>> Begin EXTRACTED MATERIAL
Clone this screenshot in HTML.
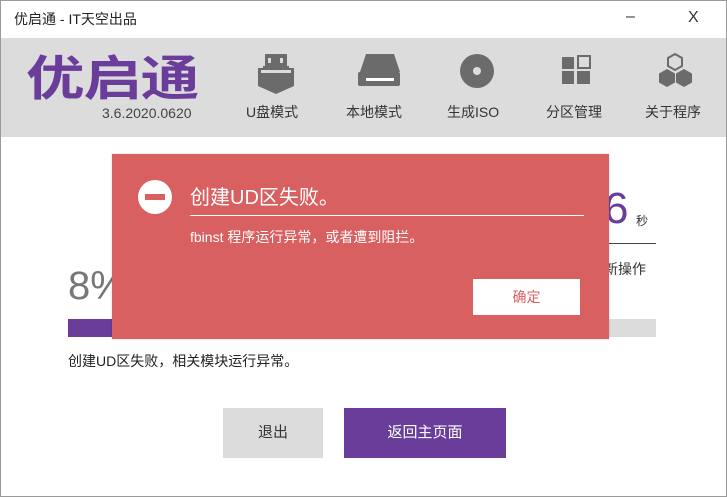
>> End EXTRACTED MATERIAL
>> Begin EXTRACTED MATERIAL
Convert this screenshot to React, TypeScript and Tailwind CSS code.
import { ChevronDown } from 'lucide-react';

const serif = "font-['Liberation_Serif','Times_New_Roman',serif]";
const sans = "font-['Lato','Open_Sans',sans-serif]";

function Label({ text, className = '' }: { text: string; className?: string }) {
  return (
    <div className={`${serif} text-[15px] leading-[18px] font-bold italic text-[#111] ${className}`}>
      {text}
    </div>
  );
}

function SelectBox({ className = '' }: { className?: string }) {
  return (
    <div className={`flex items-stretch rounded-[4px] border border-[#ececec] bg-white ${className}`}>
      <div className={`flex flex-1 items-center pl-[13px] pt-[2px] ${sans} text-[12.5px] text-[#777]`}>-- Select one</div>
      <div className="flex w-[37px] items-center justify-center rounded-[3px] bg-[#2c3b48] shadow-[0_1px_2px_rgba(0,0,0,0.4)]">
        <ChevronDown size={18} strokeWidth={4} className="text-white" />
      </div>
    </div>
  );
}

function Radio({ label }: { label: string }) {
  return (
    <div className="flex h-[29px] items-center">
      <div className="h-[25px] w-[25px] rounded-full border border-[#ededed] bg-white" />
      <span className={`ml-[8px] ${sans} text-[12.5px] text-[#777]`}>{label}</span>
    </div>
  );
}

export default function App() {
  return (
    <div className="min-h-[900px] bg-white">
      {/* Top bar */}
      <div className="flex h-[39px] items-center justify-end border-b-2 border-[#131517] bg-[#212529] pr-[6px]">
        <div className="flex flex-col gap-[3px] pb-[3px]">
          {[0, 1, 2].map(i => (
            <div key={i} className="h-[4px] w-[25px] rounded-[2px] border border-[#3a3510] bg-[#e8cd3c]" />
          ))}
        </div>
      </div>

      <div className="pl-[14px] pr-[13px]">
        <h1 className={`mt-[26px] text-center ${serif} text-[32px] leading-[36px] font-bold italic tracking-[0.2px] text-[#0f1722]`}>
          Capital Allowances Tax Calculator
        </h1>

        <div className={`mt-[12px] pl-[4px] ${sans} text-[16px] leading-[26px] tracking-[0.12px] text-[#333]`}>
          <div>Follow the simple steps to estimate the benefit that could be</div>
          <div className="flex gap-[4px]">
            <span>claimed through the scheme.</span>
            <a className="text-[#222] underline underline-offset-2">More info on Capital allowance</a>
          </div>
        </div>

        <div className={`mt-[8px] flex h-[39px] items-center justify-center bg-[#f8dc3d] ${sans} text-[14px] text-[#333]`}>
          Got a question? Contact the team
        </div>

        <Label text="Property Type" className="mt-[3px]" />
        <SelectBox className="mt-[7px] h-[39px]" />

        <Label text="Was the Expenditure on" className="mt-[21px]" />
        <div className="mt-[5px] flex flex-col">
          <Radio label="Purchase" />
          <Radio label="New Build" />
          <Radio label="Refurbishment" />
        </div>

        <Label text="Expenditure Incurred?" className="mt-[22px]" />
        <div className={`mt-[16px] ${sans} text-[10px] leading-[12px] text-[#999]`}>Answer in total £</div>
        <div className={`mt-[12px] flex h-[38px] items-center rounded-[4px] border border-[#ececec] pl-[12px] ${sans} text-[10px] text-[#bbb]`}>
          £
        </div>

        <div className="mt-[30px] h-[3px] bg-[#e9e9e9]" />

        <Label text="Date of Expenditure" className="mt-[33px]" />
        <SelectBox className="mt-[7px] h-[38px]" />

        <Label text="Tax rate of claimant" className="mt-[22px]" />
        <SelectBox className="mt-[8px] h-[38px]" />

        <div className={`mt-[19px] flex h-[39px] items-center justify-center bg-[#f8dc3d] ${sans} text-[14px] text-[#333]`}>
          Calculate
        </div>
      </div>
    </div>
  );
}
>> End EXTRACTED MATERIAL
>> Begin EXTRACTED MATERIAL
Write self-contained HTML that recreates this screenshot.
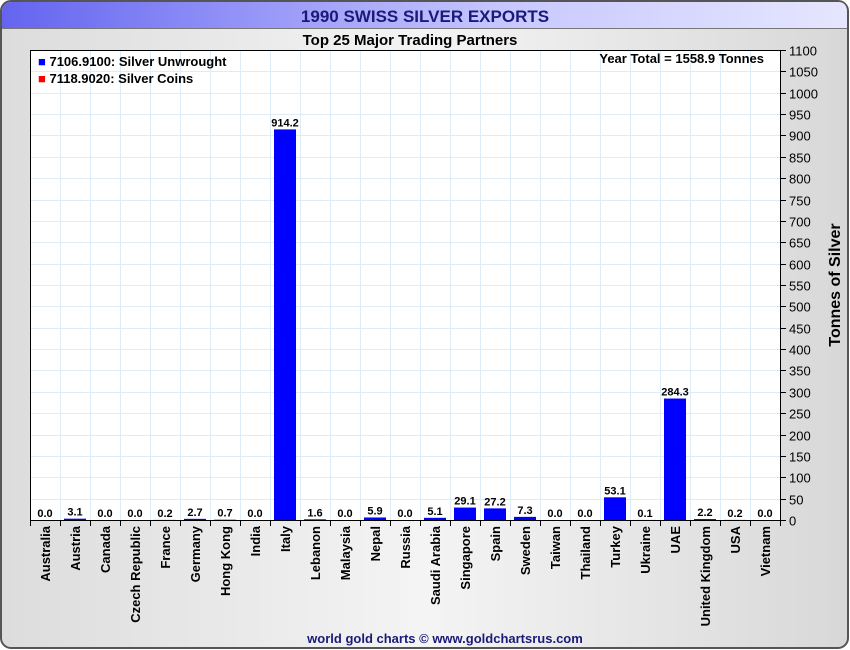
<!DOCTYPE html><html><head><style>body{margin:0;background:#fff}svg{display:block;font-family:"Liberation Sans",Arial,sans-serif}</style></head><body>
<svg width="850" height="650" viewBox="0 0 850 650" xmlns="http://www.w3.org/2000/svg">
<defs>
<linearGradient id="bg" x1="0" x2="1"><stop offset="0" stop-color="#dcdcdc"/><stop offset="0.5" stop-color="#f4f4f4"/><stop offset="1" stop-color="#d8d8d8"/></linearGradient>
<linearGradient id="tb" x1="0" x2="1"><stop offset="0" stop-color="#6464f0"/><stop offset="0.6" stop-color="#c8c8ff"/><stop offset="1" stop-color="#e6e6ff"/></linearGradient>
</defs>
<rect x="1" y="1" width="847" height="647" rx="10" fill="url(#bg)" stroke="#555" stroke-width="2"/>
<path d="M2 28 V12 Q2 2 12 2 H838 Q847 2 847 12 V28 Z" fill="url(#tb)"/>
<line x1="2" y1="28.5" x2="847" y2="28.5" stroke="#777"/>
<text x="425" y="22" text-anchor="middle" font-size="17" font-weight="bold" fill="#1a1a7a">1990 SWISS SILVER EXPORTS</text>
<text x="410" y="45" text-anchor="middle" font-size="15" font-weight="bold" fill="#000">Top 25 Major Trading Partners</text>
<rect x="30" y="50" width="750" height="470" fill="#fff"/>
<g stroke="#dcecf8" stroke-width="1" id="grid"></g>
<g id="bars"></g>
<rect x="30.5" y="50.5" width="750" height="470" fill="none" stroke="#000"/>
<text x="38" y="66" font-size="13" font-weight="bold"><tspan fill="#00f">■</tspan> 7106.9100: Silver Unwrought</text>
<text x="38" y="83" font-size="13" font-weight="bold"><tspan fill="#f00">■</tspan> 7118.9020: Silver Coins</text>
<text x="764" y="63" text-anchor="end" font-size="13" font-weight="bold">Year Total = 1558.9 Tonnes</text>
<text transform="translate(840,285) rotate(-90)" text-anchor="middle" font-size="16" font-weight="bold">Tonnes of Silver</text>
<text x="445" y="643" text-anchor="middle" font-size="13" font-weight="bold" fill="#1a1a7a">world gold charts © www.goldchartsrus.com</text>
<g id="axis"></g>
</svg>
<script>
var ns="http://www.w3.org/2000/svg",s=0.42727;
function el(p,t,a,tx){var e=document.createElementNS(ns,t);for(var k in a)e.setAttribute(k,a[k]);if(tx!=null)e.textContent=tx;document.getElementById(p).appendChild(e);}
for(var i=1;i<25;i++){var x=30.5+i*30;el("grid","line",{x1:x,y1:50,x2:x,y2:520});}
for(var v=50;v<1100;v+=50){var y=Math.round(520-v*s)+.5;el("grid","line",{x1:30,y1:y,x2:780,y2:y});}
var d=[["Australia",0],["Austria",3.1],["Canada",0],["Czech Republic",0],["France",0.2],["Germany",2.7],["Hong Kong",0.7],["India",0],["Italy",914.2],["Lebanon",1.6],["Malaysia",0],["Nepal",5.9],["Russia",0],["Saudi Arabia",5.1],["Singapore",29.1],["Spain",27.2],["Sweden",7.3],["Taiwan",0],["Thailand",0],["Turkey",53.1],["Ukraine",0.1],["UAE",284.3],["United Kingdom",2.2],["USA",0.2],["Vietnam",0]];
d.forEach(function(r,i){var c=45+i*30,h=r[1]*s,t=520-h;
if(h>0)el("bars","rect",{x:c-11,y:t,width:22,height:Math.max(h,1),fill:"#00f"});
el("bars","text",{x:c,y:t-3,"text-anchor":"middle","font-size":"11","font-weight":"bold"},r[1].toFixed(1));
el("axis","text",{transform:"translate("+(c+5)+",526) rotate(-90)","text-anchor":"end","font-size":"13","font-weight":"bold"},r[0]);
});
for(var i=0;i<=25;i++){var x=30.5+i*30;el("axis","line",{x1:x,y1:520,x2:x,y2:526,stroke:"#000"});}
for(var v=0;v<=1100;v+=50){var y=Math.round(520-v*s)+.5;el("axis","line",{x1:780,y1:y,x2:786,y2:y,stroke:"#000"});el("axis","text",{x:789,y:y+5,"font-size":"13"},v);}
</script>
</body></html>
>> End EXTRACTED MATERIAL
_REQUIRED TASK_
Look above for lines with the word "this" and copy them all.

_REPLY_
Clone this screenshot in HTML.
Convert this screenshot to React, TypeScript and Tailwind CSS code.
Write self-contained HTML that recreates this screenshot.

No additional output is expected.